--- Start of Dataset section ---

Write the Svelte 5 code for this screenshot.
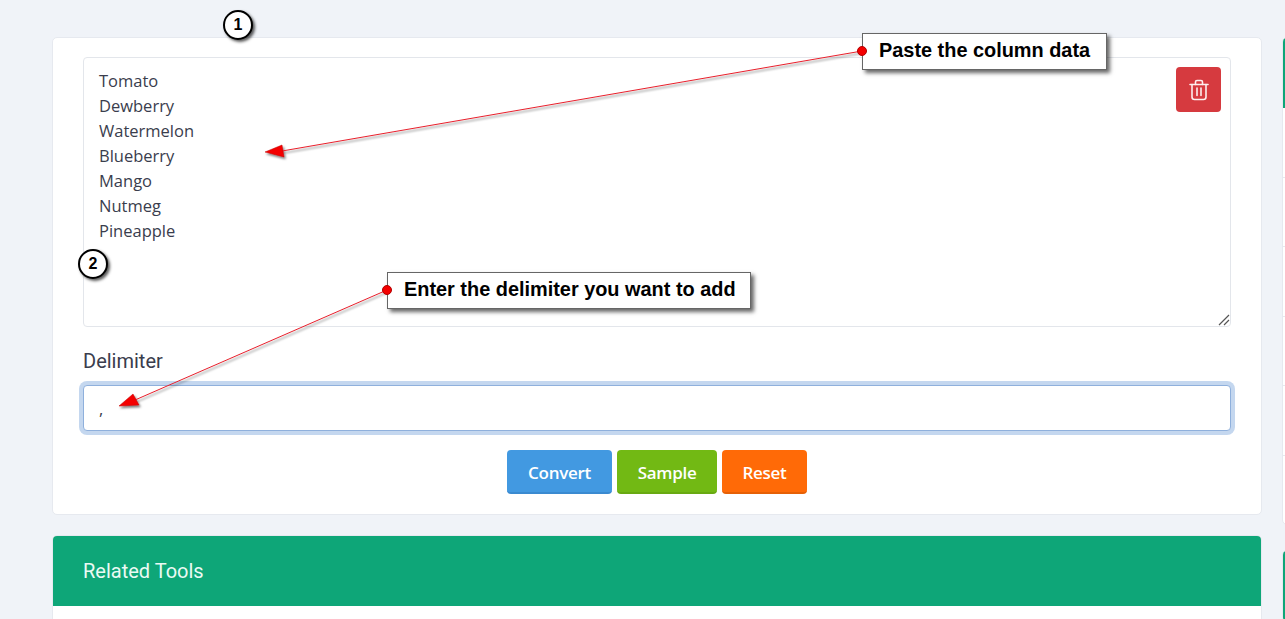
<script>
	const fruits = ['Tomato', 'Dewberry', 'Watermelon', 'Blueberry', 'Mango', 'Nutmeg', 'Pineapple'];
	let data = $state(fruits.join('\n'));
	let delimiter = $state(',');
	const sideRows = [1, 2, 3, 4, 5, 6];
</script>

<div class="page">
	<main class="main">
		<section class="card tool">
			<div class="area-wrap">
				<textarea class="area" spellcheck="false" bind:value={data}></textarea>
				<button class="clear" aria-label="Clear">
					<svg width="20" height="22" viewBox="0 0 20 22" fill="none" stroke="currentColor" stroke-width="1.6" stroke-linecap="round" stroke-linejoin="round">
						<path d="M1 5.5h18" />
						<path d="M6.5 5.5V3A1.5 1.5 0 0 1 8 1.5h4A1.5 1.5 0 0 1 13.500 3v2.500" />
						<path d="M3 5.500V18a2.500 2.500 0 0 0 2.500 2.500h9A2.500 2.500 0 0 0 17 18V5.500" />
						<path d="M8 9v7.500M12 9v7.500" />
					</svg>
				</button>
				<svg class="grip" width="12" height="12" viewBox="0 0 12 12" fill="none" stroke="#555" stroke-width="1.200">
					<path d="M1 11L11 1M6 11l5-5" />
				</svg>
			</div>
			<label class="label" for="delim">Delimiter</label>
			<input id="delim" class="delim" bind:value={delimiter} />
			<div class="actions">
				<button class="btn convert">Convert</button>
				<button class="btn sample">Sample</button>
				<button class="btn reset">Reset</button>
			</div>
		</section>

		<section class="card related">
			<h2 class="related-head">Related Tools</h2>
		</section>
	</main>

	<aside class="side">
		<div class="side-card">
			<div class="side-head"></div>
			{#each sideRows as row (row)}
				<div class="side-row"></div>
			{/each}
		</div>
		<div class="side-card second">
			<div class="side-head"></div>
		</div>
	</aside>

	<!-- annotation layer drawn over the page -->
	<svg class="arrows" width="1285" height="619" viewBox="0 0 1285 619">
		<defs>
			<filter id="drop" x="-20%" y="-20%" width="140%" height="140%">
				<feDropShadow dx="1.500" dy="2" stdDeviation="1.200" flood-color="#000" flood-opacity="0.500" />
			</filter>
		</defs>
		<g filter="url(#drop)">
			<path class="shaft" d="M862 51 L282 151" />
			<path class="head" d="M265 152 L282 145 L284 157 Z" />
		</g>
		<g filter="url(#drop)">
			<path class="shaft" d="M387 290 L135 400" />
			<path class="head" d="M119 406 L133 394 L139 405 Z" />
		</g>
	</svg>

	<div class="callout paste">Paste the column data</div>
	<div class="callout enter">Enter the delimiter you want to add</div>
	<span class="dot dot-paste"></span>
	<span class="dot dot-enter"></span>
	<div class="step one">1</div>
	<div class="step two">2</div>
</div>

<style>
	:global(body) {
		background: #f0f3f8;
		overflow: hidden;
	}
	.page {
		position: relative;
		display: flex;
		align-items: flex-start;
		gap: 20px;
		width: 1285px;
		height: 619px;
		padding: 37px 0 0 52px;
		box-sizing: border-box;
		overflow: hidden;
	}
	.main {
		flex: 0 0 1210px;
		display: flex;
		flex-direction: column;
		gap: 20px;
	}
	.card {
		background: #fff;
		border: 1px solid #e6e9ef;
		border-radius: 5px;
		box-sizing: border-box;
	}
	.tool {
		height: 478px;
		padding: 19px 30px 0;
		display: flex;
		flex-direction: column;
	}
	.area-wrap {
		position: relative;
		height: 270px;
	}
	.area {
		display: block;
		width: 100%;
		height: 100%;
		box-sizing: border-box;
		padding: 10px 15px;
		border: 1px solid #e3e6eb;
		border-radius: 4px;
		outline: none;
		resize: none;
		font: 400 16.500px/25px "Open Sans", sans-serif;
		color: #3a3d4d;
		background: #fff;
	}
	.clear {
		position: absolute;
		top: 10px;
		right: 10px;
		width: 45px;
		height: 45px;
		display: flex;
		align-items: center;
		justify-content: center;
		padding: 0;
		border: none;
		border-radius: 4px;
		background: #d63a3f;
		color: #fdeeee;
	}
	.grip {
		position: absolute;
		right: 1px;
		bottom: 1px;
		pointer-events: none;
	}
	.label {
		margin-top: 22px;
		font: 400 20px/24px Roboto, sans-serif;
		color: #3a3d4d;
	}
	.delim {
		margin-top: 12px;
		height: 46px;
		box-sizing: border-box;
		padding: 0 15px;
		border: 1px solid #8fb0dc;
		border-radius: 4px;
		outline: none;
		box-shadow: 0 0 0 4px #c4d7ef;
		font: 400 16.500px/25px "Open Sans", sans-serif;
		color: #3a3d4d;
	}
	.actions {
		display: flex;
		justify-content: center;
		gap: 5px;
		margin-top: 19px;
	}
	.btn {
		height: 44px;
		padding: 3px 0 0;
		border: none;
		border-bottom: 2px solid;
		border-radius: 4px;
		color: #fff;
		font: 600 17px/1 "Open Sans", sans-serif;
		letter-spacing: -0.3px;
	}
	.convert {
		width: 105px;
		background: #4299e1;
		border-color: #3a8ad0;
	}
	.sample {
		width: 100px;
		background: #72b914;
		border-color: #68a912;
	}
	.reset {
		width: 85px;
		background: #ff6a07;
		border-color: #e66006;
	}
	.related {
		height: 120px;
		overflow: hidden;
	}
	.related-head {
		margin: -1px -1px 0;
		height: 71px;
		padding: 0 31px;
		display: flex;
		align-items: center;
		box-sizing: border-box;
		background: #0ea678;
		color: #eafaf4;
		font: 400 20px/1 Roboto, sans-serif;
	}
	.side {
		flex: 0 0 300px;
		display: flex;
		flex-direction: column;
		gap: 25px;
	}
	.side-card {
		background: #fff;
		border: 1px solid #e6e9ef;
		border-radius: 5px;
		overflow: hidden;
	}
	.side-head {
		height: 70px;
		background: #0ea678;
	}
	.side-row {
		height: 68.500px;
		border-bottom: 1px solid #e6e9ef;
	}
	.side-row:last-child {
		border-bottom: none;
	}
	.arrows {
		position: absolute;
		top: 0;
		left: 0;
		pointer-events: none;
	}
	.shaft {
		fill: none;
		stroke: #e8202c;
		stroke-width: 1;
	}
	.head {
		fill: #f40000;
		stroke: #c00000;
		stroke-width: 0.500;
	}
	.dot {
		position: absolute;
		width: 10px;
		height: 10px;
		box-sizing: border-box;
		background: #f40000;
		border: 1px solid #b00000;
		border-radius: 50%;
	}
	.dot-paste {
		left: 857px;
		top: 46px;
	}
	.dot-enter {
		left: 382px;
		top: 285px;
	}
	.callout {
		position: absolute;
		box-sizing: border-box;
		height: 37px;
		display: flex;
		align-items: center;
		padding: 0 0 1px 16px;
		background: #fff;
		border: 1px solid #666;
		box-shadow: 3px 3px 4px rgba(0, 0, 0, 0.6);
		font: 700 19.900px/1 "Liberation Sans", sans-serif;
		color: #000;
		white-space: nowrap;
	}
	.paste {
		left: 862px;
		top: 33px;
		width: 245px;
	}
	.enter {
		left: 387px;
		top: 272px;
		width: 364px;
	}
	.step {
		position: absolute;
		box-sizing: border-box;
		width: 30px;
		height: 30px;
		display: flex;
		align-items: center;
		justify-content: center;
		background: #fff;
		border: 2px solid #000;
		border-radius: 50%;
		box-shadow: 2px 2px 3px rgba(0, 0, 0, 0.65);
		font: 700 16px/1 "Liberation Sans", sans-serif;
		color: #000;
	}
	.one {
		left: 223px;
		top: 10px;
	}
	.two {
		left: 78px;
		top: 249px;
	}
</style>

--- End of Dataset section ---

▸ **What is asked**: Copy out all the data exactly; skip the pictures.

▸ **Written response**:
Write the Svelte 5 code for this screenshot.
<script>
	const fruits = ['Tomato', 'Dewberry', 'Watermelon', 'Blueberry', 'Mango', 'Nutmeg', 'Pineapple'];
	let data = $state(fruits.join('\n'));
	let delimiter = $state(',');
	const sideRows = [1, 2, 3, 4, 5, 6];
</script>

<div class="page">
	<main class="main">
		<section class="card tool">
			<div class="area-wrap">
				<textarea class="area" spellcheck="false" bind:value={data}></textarea>
				<button class="clear" aria-label="Clear">
					<svg width="20" height="22" viewBox="0 0 20 22" fill="none" stroke="currentColor" stroke-width="1.6" stroke-linecap="round" stroke-linejoin="round">
						<path d="M1 5.5h18" />
						<path d="M6.5 5.5V3A1.5 1.5 0 0 1 8 1.5h4A1.5 1.5 0 0 1 13.500 3v2.500" />
						<path d="M3 5.500V18a2.500 2.500 0 0 0 2.500 2.500h9A2.500 2.500 0 0 0 17 18V5.500" />
						<path d="M8 9v7.500M12 9v7.500" />
					</svg>
				</button>
				<svg class="grip" width="12" height="12" viewBox="0 0 12 12" fill="none" stroke="#555" stroke-width="1.200">
					<path d="M1 11L11 1M6 11l5-5" />
				</svg>
			</div>
			<label class="label" for="delim">Delimiter</label>
			<input id="delim" class="delim" bind:value={delimiter} />
			<div class="actions">
				<button class="btn convert">Convert</button>
				<button class="btn sample">Sample</button>
				<button class="btn reset">Reset</button>
			</div>
		</section>

		<section class="card related">
			<h2 class="related-head">Related Tools</h2>
		</section>
	</main>

	<aside class="side">
		<div class="side-card">
			<div class="side-head"></div>
			{#each sideRows as row (row)}
				<div class="side-row"></div>
			{/each}
		</div>
		<div class="side-card second">
			<div class="side-head"></div>
		</div>
	</aside>

	<!-- annotation layer drawn over the page -->
	<svg class="arrows" width="1285" height="619" viewBox="0 0 1285 619">
		<defs>
			<filter id="drop" x="-20%" y="-20%" width="140%" height="140%">
				<feDropShadow dx="1.500" dy="2" stdDeviation="1.200" flood-color="#000" flood-opacity="0.500" />
			</filter>
		</defs>
		<g filter="url(#drop)">
			<path class="shaft" d="M862 51 L282 151" />
			<path class="head" d="M265 152 L282 145 L284 157 Z" />
		</g>
		<g filter="url(#drop)">
			<path class="shaft" d="M387 290 L135 400" />
			<path class="head" d="M119 406 L133 394 L139 405 Z" />
		</g>
	</svg>

	<div class="callout paste">Paste the column data</div>
	<div class="callout enter">Enter the delimiter you want to add</div>
	<span class="dot dot-paste"></span>
	<span class="dot dot-enter"></span>
	<div class="step one">1</div>
	<div class="step two">2</div>
</div>

<style>
	:global(body) {
		background: #f0f3f8;
		overflow: hidden;
	}
	.page {
		position: relative;
		display: flex;
		align-items: flex-start;
		gap: 20px;
		width: 1285px;
		height: 619px;
		padding: 37px 0 0 52px;
		box-sizing: border-box;
		overflow: hidden;
	}
	.main {
		flex: 0 0 1210px;
		display: flex;
		flex-direction: column;
		gap: 20px;
	}
	.card {
		background: #fff;
		border: 1px solid #e6e9ef;
		border-radius: 5px;
		box-sizing: border-box;
	}
	.tool {
		height: 478px;
		padding: 19px 30px 0;
		display: flex;
		flex-direction: column;
	}
	.area-wrap {
		position: relative;
		height: 270px;
	}
	.area {
		display: block;
		width: 100%;
		height: 100%;
		box-sizing: border-box;
		padding: 10px 15px;
		border: 1px solid #e3e6eb;
		border-radius: 4px;
		outline: none;
		resize: none;
		font: 400 16.500px/25px "Open Sans", sans-serif;
		color: #3a3d4d;
		background: #fff;
	}
	.clear {
		position: absolute;
		top: 10px;
		right: 10px;
		width: 45px;
		height: 45px;
		display: flex;
		align-items: center;
		justify-content: center;
		padding: 0;
		border: none;
		border-radius: 4px;
		background: #d63a3f;
		color: #fdeeee;
	}
	.grip {
		position: absolute;
		right: 1px;
		bottom: 1px;
		pointer-events: none;
	}
	.label {
		margin-top: 22px;
		font: 400 20px/24px Roboto, sans-serif;
		color: #3a3d4d;
	}
	.delim {
		margin-top: 12px;
		height: 46px;
		box-sizing: border-box;
		padding: 0 15px;
		border: 1px solid #8fb0dc;
		border-radius: 4px;
		outline: none;
		box-shadow: 0 0 0 4px #c4d7ef;
		font: 400 16.500px/25px "Open Sans", sans-serif;
		color: #3a3d4d;
	}
	.actions {
		display: flex;
		justify-content: center;
		gap: 5px;
		margin-top: 19px;
	}
	.btn {
		height: 44px;
		padding: 3px 0 0;
		border: none;
		border-bottom: 2px solid;
		border-radius: 4px;
		color: #fff;
		font: 600 17px/1 "Open Sans", sans-serif;
		letter-spacing: -0.3px;
	}
	.convert {
		width: 105px;
		background: #4299e1;
		border-color: #3a8ad0;
	}
	.sample {
		width: 100px;
		background: #72b914;
		border-color: #68a912;
	}
	.reset {
		width: 85px;
		background: #ff6a07;
		border-color: #e66006;
	}
	.related {
		height: 120px;
		overflow: hidden;
	}
	.related-head {
		margin: -1px -1px 0;
		height: 71px;
		padding: 0 31px;
		display: flex;
		align-items: center;
		box-sizing: border-box;
		background: #0ea678;
		color: #eafaf4;
		font: 400 20px/1 Roboto, sans-serif;
	}
	.side {
		flex: 0 0 300px;
		display: flex;
		flex-direction: column;
		gap: 25px;
	}
	.side-card {
		background: #fff;
		border: 1px solid #e6e9ef;
		border-radius: 5px;
		overflow: hidden;
	}
	.side-head {
		height: 70px;
		background: #0ea678;
	}
	.side-row {
		height: 68.500px;
		border-bottom: 1px solid #e6e9ef;
	}
	.side-row:last-child {
		border-bottom: none;
	}
	.arrows {
		position: absolute;
		top: 0;
		left: 0;
		pointer-events: none;
	}
	.shaft {
		fill: none;
		stroke: #e8202c;
		stroke-width: 1;
	}
	.head {
		fill: #f40000;
		stroke: #c00000;
		stroke-width: 0.500;
	}
	.dot {
		position: absolute;
		width: 10px;
		height: 10px;
		box-sizing: border-box;
		background: #f40000;
		border: 1px solid #b00000;
		border-radius: 50%;
	}
	.dot-paste {
		left: 857px;
		top: 46px;
	}
	.dot-enter {
		left: 382px;
		top: 285px;
	}
	.callout {
		position: absolute;
		box-sizing: border-box;
		height: 37px;
		display: flex;
		align-items: center;
		padding: 0 0 1px 16px;
		background: #fff;
		border: 1px solid #666;
		box-shadow: 3px 3px 4px rgba(0, 0, 0, 0.6);
		font: 700 19.900px/1 "Liberation Sans", sans-serif;
		color: #000;
		white-space: nowrap;
	}
	.paste {
		left: 862px;
		top: 33px;
		width: 245px;
	}
	.enter {
		left: 387px;
		top: 272px;
		width: 364px;
	}
	.step {
		position: absolute;
		box-sizing: border-box;
		width: 30px;
		height: 30px;
		display: flex;
		align-items: center;
		justify-content: center;
		background: #fff;
		border: 2px solid #000;
		border-radius: 50%;
		box-shadow: 2px 2px 3px rgba(0, 0, 0, 0.65);
		font: 700 16px/1 "Liberation Sans", sans-serif;
		color: #000;
	}
	.one {
		left: 223px;
		top: 10px;
	}
	.two {
		left: 78px;
		top: 249px;
	}
</style>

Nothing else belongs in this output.